N/B: Steps below are performed by automation

  1. setup_environment.sh: Same as for other tasks.

  2. build_vm_images.sh: Utilize the packer tool to produce new VM images. Create a new VM from each base-image, connect to them with ssh, and perform the steps as defined by the $PACKER_BASE/libpod_images.yml file:

    1. On a base-image VM, as root, copy the current state of the repository into /tmp/libpod.
    2. Execute distribution-specific scripts to prepare the image for use. For example, fedora_setup.sh.
    3. If successful, shut down each VM and record the names, and dates into a json manifest file.
    4. Move the manifest file, into a google storage bucket object. This is a retained as a secondary method for tracking/auditing creation of VM images, should it ever be needed.
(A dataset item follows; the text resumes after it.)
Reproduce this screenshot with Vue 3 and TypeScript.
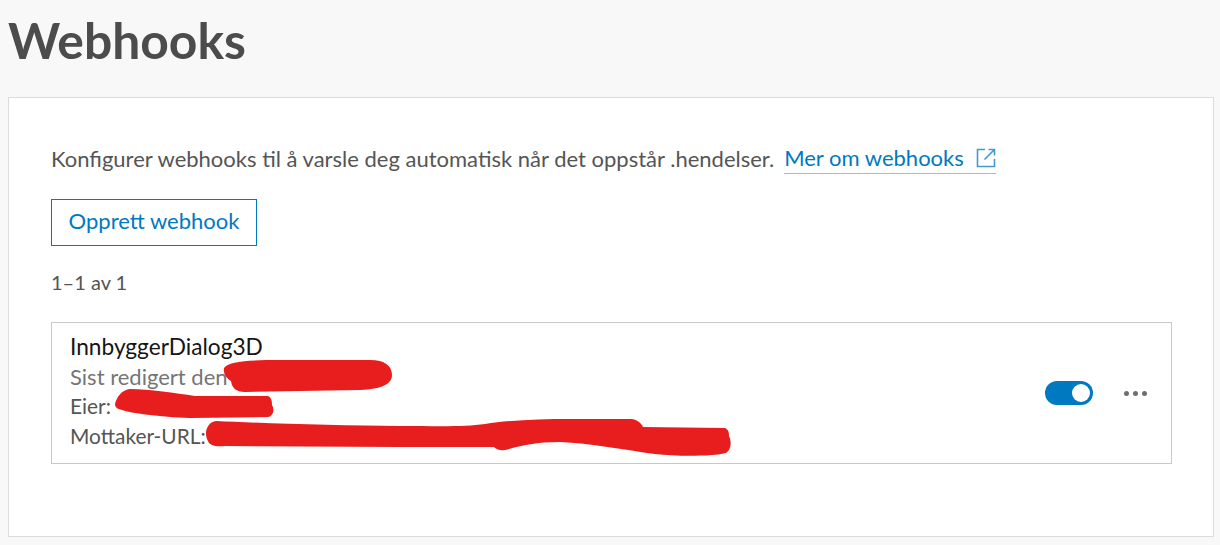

verify_test_built_images Task

Only runs following successful test_build_cache_images_task task. Uses images following the standard naming format; however, only runs a limited sub-set of automated tests. Validating newly built images fully, requires updating .cirrus.yml.

Manual Steps: Assuming verify_test_built_images passes, then you'll find the new image names displayed at the end of the test_build_cache_images_task in the build_vm_images output. For example:

...cut...
==> Builds finished. The artifacts of successful builds are:
--> ubuntu-18: A disk image was created: ubuntu-18-libpod-5699523102900224
--> ubuntu-18:
--> fedora-29: A disk image was created: fedora-29-libpod-5699523102900224
--> fedora-29:
--> fedora-28: A disk image was created: fedora-28-libpod-5699523102900224

Now edit .cirrus.yml, updating the *_IMAGE_NAME lines to reflect the images from above:

env:
    ...cut...
    ####
    #### Cache-image names to test with
    ###
    FEDORA_CACHE_IMAGE_NAME: "fedora-29-libpod-5699523102900224"
    PRIOR_FEDORA_CACHE_IMAGE_NAME: "fedora-28-libpod-5699523102900224"
    UBUNTU_CACHE_IMAGE_NAME: "ubuntu-18-libpod-5699523102900224"
    ...cut...

NOTE: If re-using the same PR with new images in .cirrus.yml, take care to also update the PR description to remove the magic ***CIRRUS: TEST IMAGES*** string. Keeping it and --force pushing would needlessly cause Cirrus-CI to build and test images again.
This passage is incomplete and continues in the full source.